::: INFORMATION SHOWN

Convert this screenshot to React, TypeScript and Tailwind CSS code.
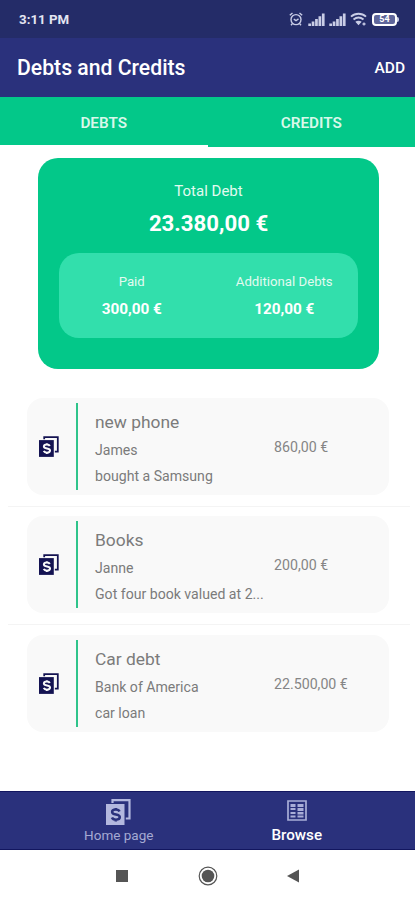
import clsx from 'clsx'

type Deuda = {
  id: number
  title: string
  person: string
  note: string
  amount: string
}

const DEBTS: Deuda[] = [
  { id: 1, title: 'new phone', person: 'James', note: 'bought a Samsung', amount: '860,00 €' },
  { id: 2, title: 'Books', person: 'Janne', note: 'Got four book valued at 2...', amount: '200,00 €' },
  { id: 3, title: 'Car debt', person: 'Bank of America', note: 'car loan', amount: '22.500,00 €' },
]

export default function App() {
  return (
    <div className="flex h-[900px] w-[415px] flex-col overflow-hidden bg-white font-['Roboto',sans-serif]">
      <StatusBar />
      <header className="flex h-[59px] shrink-0 items-center justify-between bg-[#2a317c] pt-px pr-[10px] pl-[17px] text-white">
        <h1 className="text-[21.2px] leading-[26px] font-medium">Debts and Credits</h1>
        <button className="text-[15.5px] leading-[20px] font-medium">ADD</button>
      </header>

      <nav className="grid h-[50px] shrink-0 grid-cols-2 bg-[#03c889]">
        <Tab label="DEBTS" active />
        <Tab label="CREDITS" />
      </nav>

      <Summary />

      <main className="mt-[29px] flex flex-col gap-[9.25px]">
        {DEBTS.map((debt) => (
          <DebtRow key={debt.id} debt={debt} last={debt.id === DEBTS.length} />
        ))}
      </main>

      <BottomNav />
      <SystemNav />
    </div>
  )
}

function StatusBar() {
  return (
    <div className="flex h-[38px] shrink-0 items-center justify-between bg-[#242c68] pr-[16px] pl-[19px]">
      <span className="pt-px text-[13.3px] leading-[16px] font-bold text-[#e3e5f2]">3:11 PM</span>
      <div className="flex items-center text-[#c9cde6]">
        <AlarmIcon />
        <SignalIcon className="ml-[5px]" />
        <SignalIcon className="ml-[4px]" />
        <WifiIcon />
        <div className="ml-[5px] flex items-center">
          <div className="flex h-[13px] w-[25px] items-center justify-center rounded-[4px] border-2 border-current bg-[#5f669b] text-[9px] leading-none font-bold text-white">
            54
          </div>
          <div className="h-[5px] w-[2px] rounded-r-sm bg-current" />
        </div>
      </div>
    </div>
  )
}

function Tab({ label, active = false }: { label: string; active?: boolean }) {
  return (
    <button
      className={clsx(
        'flex items-center justify-center border-b-2 pt-[4px] text-[15.3px] font-semibold text-[#d8f8ea]',
        active ? 'border-white' : 'border-[#03c889]',
      )}
    >
      {label}
    </button>
  )
}

function Summary() {
  return (
    <section className="mt-[11px] ml-[38px] flex h-[211px] w-[341px] shrink-0 flex-col items-center rounded-[20px] bg-[#03c889] pt-[23px]">
      <p className="text-[15px] leading-[20px] text-[#e2faf0]">Total Debt</p>
      <p className="mt-[7px] text-[22.2px] leading-[30px] font-bold text-white">23.380,00 €</p>
      <div className="mt-[15px] grid h-[85px] w-[299px] grid-cols-2 rounded-[20px] bg-[#32dfac] pt-[20px] text-center">
        <div className="pr-[4px]">
          <p className="text-[13.2px] leading-[18px] text-[#e2faf0]">Paid</p>
          <p className="mt-[8px] text-[15.3px] leading-[20px] font-bold text-white">300,00 €</p>
        </div>
        <div className="pl-[2px]">
          <p className="text-[13.2px] leading-[18px] text-[#e2faf0]">Additional Debts</p>
          <p className="mt-[8px] text-[15.3px] leading-[20px] font-bold text-white">120,00 €</p>
        </div>
      </div>
    </section>
  )
}

function DebtRow({ debt, last }: { debt: Deuda; last: boolean }) {
  return (
    <div className={clsx('mr-[5px] ml-[8px] h-[109px] border-b', last ? 'border-transparent' : 'border-[#f4f4f4]')}>
      <div className="ml-[19px] flex h-[97px] w-[362px] rounded-[16px] bg-[#f9f9f9] py-[5px]">
        <div className="flex w-[49px] items-center pl-[12px]">
          <MoneyIcon className="h-[21px] w-[20px] text-[#141352]" />
        </div>
        <div className="w-[2px] bg-[#2fc48b]" />
        <div className="w-[179px] pt-[8px] pl-[17px] whitespace-nowrap text-[#7b7b7b]">
          <h2 className="text-[17.4px] leading-[22px]">{debt.title}</h2>
          <p className="mt-[7px] text-[14.1px] leading-[20px]">{debt.person}</p>
          <p className="mt-[6px] text-[14.1px] leading-[20px]">{debt.note}</p>
        </div>
        <p className="pt-[34px] pl-[17px] text-[14.2px] leading-[20px] text-[#858585]">{debt.amount}</p>
      </div>
    </div>
  )
}

function BottomNav() {
  return (
    <nav className="mt-auto grid h-[59px] shrink-0 grid-cols-2 border-y border-[#12165f] bg-[#2a317c]">
      <div className="flex flex-col items-center pt-[7px] pl-[30px]">
        <MoneyIcon className="h-[26px] w-[25px] text-[#b3b8de]" />
        <span className="mt-px text-[13.5px] leading-[18px] text-[#a5aad3]">Home page</span>
      </div>
      <div className="flex flex-col items-center pt-[8px] pr-[29px]">
        <GridIcon />
        <span className="mt-[4px] text-[15.2px] leading-[20px] font-medium text-white">Browse</span>
      </div>
    </nav>
  )
}

function SystemNav() {
  return (
    <div className="flex h-[50px] shrink-0 items-center bg-white pt-px pl-[116px] text-[#555]">
      <div className="h-[12px] w-[12px] bg-current" />
      <svg viewBox="0 0 20 20" className="ml-[70px] h-[20px] w-[20px]">
        <circle cx="10" cy="10" r="8.8" fill="none" stroke="currentColor" strokeWidth="1.2" />
        <circle cx="10" cy="10" r="6.3" fill="currentColor" />
      </svg>
      <svg viewBox="0 0 12 14" className="ml-[69px] h-[14px] w-[12px]">
        <path d="M12 .5v13L0 7z" fill="currentColor" />
      </svg>
    </div>
  )
}

/* Dos billetes superpuestos con el símbolo de moneda */
function MoneyIcon({ className }: { className?: string }) {
  return (
    <svg viewBox="0 0 25 26" className={className}>
      <path d="M6.5 4V1.2h17v18.3h-3.7" fill="none" stroke="currentColor" strokeWidth="2.2" />
      <path d="M0 5h18.5v21H0z" fill="currentColor" />
      <path
        d="M13.5 12.4c-.6-1.3-1.9-1.9-3.7-1.9-2.2 0-3.7.9-3.7 2.5 0 3.7 7.7 1.5 7.7 5.1 0 1.7-1.6 2.6-3.8 2.6-2 0-3.5-.8-4.1-2.2M9.8 8.9v1.6M9.8 20.7v1.7"
        fill="none"
        className="stroke-[#f9f9f9] [nav_&]:stroke-[#2a317c]"
        strokeWidth="2.5"
      />
    </svg>
  )
}

function GridIcon() {
  return (
    <svg viewBox="0 0 20 21" className="h-[21px] w-[20px] text-[#a9aed8]">
      <path d="M1 1h18v19H1z" fill="none" stroke="currentColor" strokeWidth="1.7" />
      <path
        d="M3.5 4h5v3h-5zM10.5 4h6v3h-6zM3.5 8h5v2h-5zM10.5 8h6v3h-6zM3.5 12h5v2h-5zM10.5 12h6v2.5h-6zM3.5 15.5h5v2h-5zM10.5 15.5h6v2h-6z"
        fill="currentColor"
      />
    </svg>
  )
}

function AlarmIcon() {
  return (
    <svg viewBox="0 0 14 14" className="h-[14px] w-[14px]" fill="none" stroke="currentColor" strokeWidth="1.4">
      <circle cx="7" cy="7.6" r="5" />
      <path d="M.8 3.3 3.5 1M13.2 3.3 10.5 1M4.8 7.2 7 8.7l2.5-1.8M3.3 11.8 2 13.3M10.7 11.8l1.3 1.5" />
    </svg>
  )
}

function SignalIcon({ className }: { className: string }) {
  return (
    <svg viewBox="0 0 17 13" className={clsx('h-[13px] w-[17px]', className)} fill="currentColor">
      <path d="M.3 10.5h2.7V13H.3zM3.7 8.5h2.7V13H3.7zM7.1 6h2.7v7H7.1zM10.5 3.2h2.7V13h-2.7zM13.9.5h2.7V13h-2.7z" />
    </svg>
  )
}

function WifiIcon() {
  return (
    <svg viewBox="0 0 17 14" className="ml-[4px] h-[14px] w-[17px]" fill="none" stroke="currentColor" strokeWidth="1.9">
      <path d="M1 4.6c4.2-3.8 10.8-3.8 15 0M3.5 7.5c3-2.5 7-2.5 10 0" />
      <path d="m5.3 9.8 3.2 3.5 3.2-3.5c-2-1.5-4.4-1.5-6.4 0z" fill="currentColor" stroke="none" />
      <path d="M14 10.5v3M12.5 12h3" strokeWidth="1.3" />
    </svg>
  )
}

::::::

The lines from the start of the data through the line that contains "<Summary />" are to be returned exactly, please, with both ends included and every picture left out.

Convert this screenshot to React, TypeScript and Tailwind CSS code.
import clsx from 'clsx'

type Deuda = {
  id: number
  title: string
  person: string
  note: string
  amount: string
}

const DEBTS: Deuda[] = [
  { id: 1, title: 'new phone', person: 'James', note: 'bought a Samsung', amount: '860,00 €' },
  { id: 2, title: 'Books', person: 'Janne', note: 'Got four book valued at 2...', amount: '200,00 €' },
  { id: 3, title: 'Car debt', person: 'Bank of America', note: 'car loan', amount: '22.500,00 €' },
]

export default function App() {
  return (
    <div className="flex h-[900px] w-[415px] flex-col overflow-hidden bg-white font-['Roboto',sans-serif]">
      <StatusBar />
      <header className="flex h-[59px] shrink-0 items-center justify-between bg-[#2a317c] pt-px pr-[10px] pl-[17px] text-white">
        <h1 className="text-[21.2px] leading-[26px] font-medium">Debts and Credits</h1>
        <button className="text-[15.5px] leading-[20px] font-medium">ADD</button>
      </header>

      <nav className="grid h-[50px] shrink-0 grid-cols-2 bg-[#03c889]">
        <Tab label="DEBTS" active />
        <Tab label="CREDITS" />
      </nav>

      <Summary />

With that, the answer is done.